Pretty Ballsy of the South Koreans to offer to SELL these back as we spend big bucks setting up the THAAD Anti Missile systems..etc :bitch:
JMT
Charlie-Painter777
Charlie if I remember correctly the Korean's received a bunch via a Lend Lease type system. Then they also bought a bunch after the war to replenish weapons lost during the war. The US and Koreans did not keep good records of what was given and bought. Hence the only way we get them back is to buy them all. Now I might be wrong but I seem to recall that story. I like you and others feel the same way they should just give them all back. But then the legal types who do not them back anyway have cried that that would be against the lending agreements. Catch 22 made up to jam up folks like us. Just my .02
How about the ones that lie on an island 90 miles from Miami? We pumped Cuba full of guns when Battista was fighting Castro. As far as I know they're still there. Probably not in great shape...
Retransfer authorizations are required on ALL U.S. military Curio & Relic firearms before import back to the USA. During the process, weapons are researched by U.S. Department of State to find out if they were given as military assistance or sold outright to the recipient nations. The weapons given as military assistance are the ones that CMP brings back via the U.S. Army. The others are up for grabs for U.S. importers providing it can be proved that they were sold outright to the foreign government and not given as military assistance. I can understand that if there's poor record keeping by the recipient country, it can cause a nightmare and possible dead end for potential buyer/importers. Some of the tactics of the last administration were purely political but retransfers are being done now under the current administration. I just submitted for one a couple of weeks ago for a USA manufacture military rifle that's in the UK so we'll see how it goes. I hope common sense returns to the whole process. I haven't done one since 2009 and the last administration banned all retransfers of C&R U.S. military firearms in September 2013. These executive orders are slowly being rolled back so we'll see.
Battista packed up about $300,000,000 and ran for it at 3am Jan 1 1959.
Pictured is Che Guevara who according to the Castro's was 2nd in charge. This shows him on a mule with a Carbine in Cuba 1958. Che was know for many view points and skills. One skill he taught young revolutionaries was the art of Guerilla warfare.
Guevara entered Havana as a victor Jan 2 1959
Castro arrived 6 days later on Jan 8.
https://www.milsurps.com/images/impo...MuleFull-1.jpg
After resigning his Cuban positions, he moved on to fight in other Latin American uprisings.
In Oct 1967.. Guevara was captured and executed in Bolivia.
It was reported that he was shot 9 times with a M2 Carbine.
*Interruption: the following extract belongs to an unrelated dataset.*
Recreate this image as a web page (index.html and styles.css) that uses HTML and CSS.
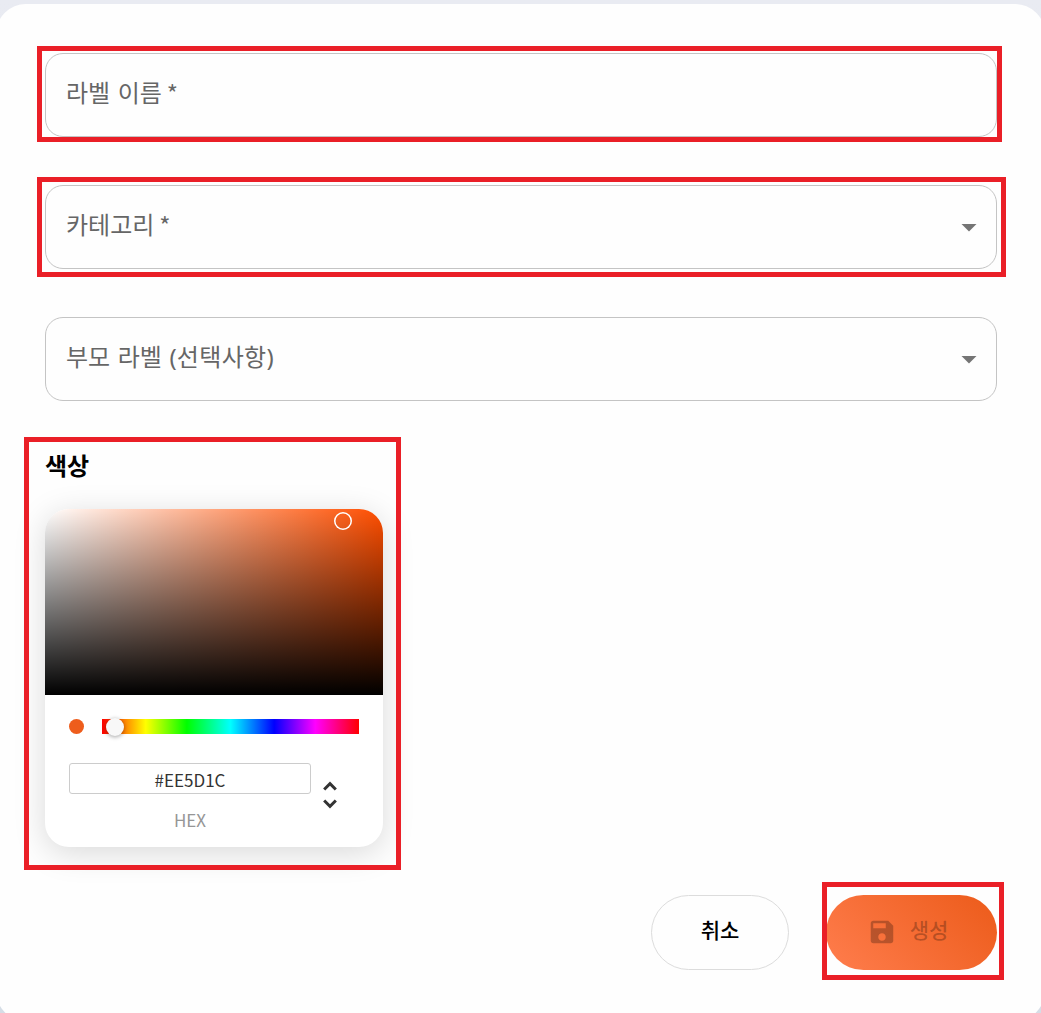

Bolivian President René Barrientos ordered that Guevara be killed. The order was relayed to the unit holding Guevara by Félix Rodríguez reportedly despite the United States government's desire that Guevara be taken to Panama for further interrogation. The executioner who volunteered to kill Guevara was Mario Terán, an alcoholic 27-year-old sergeant in the Bolivian army who had personally requested to shoot Guevara because three of his friends from B Company, all with the same first name of "Mario", had been killed in an earlier firefight several days earlier with Guevara's band of guerrillas. To make the bullet wounds appear consistent with the story that the Bolivian government planned to release to the public, Félix Rodríguez ordered Terán not to shoot Guevara in the head, but to aim carefully to make it appear that Guevara had been killed in action during a clash with the Bolivian army.
https://www.milsurps.com/images/impo...XgAAm8tF-1.jpg
Charlie-Painter777
That second picture would make a great t-shirt.!! Che IS the rage with all the kids today. The capitalist in me can just smell the money now. :cool:
Maybe after the Cubans quit zapping our diplomats with sound waves we can talk about what they have left as far as C&R's for the U.S firearms market?
The young people are degrading our past and present military efforts. So I can't figure out why they want to immortalize this terrorist. He was plain and simply a ruthless murderer. Very disgusting to me. And I ask kids when I see them wearing a Che shirt if they know who he was? They don't, disturbing to me.